§ Exercise details: Note each line where "components" appears, and copy it.

§ Supplied information:
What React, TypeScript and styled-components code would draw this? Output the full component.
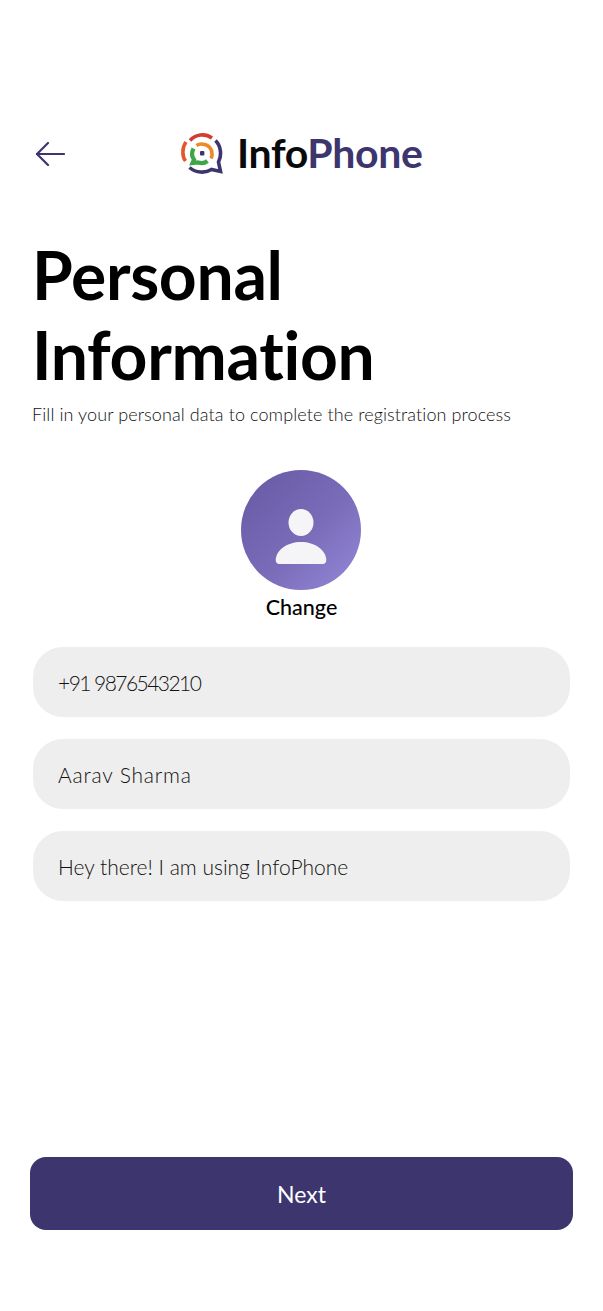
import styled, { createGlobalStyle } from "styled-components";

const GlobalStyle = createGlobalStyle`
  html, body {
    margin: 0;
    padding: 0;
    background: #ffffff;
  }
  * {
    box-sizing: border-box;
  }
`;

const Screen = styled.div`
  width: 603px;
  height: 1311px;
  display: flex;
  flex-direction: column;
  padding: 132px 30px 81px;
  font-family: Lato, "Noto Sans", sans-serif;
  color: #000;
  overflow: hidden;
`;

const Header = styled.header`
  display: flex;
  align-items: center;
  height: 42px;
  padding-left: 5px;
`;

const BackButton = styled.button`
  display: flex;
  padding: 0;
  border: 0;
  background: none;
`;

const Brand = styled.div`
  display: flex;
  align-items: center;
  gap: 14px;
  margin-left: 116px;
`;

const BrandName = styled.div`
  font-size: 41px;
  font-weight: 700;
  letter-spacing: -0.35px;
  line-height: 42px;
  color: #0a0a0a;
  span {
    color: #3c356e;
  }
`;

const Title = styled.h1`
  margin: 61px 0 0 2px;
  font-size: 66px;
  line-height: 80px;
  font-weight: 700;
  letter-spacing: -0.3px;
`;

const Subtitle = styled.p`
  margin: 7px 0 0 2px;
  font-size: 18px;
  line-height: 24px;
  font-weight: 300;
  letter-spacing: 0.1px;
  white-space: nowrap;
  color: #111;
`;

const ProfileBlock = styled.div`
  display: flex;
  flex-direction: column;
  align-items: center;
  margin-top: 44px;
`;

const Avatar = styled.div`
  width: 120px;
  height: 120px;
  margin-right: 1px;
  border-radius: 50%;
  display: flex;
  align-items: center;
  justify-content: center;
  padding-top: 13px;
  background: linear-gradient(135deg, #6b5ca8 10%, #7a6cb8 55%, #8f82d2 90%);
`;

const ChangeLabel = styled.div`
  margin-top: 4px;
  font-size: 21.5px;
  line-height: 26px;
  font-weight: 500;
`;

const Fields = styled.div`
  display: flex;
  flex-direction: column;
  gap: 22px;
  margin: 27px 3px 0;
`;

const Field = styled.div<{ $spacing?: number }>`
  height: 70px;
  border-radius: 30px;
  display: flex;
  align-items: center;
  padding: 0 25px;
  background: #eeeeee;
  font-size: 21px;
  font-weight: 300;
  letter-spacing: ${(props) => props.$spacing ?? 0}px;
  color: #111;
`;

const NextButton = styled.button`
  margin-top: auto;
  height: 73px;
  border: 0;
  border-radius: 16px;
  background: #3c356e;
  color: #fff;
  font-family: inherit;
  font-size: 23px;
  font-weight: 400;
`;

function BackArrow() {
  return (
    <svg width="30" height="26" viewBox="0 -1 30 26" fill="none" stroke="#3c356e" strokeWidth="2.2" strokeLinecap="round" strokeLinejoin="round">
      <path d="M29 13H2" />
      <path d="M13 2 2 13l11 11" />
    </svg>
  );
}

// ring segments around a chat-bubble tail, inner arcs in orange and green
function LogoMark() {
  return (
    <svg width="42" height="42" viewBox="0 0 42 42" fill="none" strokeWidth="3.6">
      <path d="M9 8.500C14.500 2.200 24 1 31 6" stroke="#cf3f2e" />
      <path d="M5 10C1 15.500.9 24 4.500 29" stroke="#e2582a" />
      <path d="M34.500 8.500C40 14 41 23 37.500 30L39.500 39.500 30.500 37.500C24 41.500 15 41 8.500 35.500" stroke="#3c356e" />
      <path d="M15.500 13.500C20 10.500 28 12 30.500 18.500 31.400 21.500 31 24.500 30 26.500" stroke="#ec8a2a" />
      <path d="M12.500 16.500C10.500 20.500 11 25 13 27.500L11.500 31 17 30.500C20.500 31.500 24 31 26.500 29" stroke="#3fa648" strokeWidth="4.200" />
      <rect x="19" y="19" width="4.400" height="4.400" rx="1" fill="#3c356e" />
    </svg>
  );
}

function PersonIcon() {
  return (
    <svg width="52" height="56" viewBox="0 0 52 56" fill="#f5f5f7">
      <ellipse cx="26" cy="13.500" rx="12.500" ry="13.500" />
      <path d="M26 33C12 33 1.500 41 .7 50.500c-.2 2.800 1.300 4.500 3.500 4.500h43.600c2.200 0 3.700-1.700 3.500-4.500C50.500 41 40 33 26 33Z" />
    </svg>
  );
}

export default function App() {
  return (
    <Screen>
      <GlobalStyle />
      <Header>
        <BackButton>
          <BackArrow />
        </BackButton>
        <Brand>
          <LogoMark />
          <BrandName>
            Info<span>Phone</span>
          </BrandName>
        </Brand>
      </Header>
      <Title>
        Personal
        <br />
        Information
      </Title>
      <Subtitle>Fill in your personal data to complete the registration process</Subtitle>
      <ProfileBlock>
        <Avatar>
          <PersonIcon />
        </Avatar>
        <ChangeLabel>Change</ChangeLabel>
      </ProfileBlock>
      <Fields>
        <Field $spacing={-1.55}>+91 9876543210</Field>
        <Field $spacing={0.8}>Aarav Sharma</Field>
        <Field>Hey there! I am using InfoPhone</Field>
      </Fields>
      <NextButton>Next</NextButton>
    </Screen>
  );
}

--

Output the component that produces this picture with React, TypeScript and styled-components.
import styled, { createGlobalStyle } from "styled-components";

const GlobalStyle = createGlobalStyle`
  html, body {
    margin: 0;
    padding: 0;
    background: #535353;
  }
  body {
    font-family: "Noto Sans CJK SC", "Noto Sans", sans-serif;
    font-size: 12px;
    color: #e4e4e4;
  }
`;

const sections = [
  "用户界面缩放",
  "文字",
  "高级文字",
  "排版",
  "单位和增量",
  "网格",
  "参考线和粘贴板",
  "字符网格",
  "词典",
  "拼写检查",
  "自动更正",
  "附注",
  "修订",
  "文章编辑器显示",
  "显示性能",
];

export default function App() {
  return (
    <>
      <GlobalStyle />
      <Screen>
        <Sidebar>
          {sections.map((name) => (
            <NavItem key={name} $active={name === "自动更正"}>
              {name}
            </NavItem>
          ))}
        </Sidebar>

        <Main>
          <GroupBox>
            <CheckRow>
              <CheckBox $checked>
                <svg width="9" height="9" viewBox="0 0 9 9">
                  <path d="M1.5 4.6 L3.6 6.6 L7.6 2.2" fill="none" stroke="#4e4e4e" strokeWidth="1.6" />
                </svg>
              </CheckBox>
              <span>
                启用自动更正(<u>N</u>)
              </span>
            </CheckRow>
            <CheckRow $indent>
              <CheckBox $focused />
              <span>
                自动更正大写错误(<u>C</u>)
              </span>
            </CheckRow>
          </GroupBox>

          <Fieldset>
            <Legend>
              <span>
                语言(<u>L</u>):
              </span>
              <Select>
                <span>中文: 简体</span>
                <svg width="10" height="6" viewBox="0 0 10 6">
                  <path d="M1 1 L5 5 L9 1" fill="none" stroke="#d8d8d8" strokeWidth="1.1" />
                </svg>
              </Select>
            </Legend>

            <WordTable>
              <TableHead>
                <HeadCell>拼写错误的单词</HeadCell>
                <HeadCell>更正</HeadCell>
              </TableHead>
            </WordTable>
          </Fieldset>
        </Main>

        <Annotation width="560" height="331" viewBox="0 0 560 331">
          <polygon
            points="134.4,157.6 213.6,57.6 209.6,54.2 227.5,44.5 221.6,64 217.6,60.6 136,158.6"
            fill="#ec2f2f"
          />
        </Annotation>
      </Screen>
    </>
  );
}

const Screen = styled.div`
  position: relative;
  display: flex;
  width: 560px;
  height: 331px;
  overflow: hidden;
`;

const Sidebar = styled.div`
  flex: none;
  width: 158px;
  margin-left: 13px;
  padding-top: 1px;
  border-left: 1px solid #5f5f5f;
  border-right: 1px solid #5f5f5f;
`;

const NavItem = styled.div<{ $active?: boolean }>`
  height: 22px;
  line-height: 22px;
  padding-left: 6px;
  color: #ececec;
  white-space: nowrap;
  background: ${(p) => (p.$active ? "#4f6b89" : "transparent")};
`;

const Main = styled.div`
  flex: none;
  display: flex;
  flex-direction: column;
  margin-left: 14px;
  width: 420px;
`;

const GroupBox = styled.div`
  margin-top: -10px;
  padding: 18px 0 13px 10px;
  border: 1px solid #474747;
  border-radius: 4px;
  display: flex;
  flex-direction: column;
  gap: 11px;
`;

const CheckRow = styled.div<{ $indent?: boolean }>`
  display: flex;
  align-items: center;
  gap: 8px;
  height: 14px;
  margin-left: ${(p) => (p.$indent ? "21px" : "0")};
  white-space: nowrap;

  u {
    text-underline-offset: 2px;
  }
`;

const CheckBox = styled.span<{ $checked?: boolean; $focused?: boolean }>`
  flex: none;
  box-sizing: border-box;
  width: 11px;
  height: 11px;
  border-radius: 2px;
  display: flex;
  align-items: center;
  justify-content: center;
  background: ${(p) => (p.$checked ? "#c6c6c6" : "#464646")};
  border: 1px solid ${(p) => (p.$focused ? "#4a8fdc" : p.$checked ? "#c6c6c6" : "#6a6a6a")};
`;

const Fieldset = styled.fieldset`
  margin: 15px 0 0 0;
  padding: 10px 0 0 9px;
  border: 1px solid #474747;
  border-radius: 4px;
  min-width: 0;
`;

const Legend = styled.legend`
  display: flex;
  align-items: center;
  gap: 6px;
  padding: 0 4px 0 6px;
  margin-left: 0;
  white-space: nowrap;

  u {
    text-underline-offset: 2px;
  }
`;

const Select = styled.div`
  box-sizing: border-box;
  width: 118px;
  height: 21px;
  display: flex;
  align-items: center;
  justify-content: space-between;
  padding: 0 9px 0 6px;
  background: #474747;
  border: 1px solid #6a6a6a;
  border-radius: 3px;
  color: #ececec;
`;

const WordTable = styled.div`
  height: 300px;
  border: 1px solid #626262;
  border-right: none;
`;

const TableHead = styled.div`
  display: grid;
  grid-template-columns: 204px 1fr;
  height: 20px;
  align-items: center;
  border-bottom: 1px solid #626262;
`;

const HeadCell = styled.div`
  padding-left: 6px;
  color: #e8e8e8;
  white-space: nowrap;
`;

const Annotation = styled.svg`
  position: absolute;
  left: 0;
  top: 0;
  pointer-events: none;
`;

§ Result of the exercise:
What React, TypeScript and styled-components code would draw this? Output the full component.
import styled, { createGlobalStyle } from "styled-components";
Output the component that produces this picture with React, TypeScript and styled-components.
import styled, { createGlobalStyle } from "styled-components";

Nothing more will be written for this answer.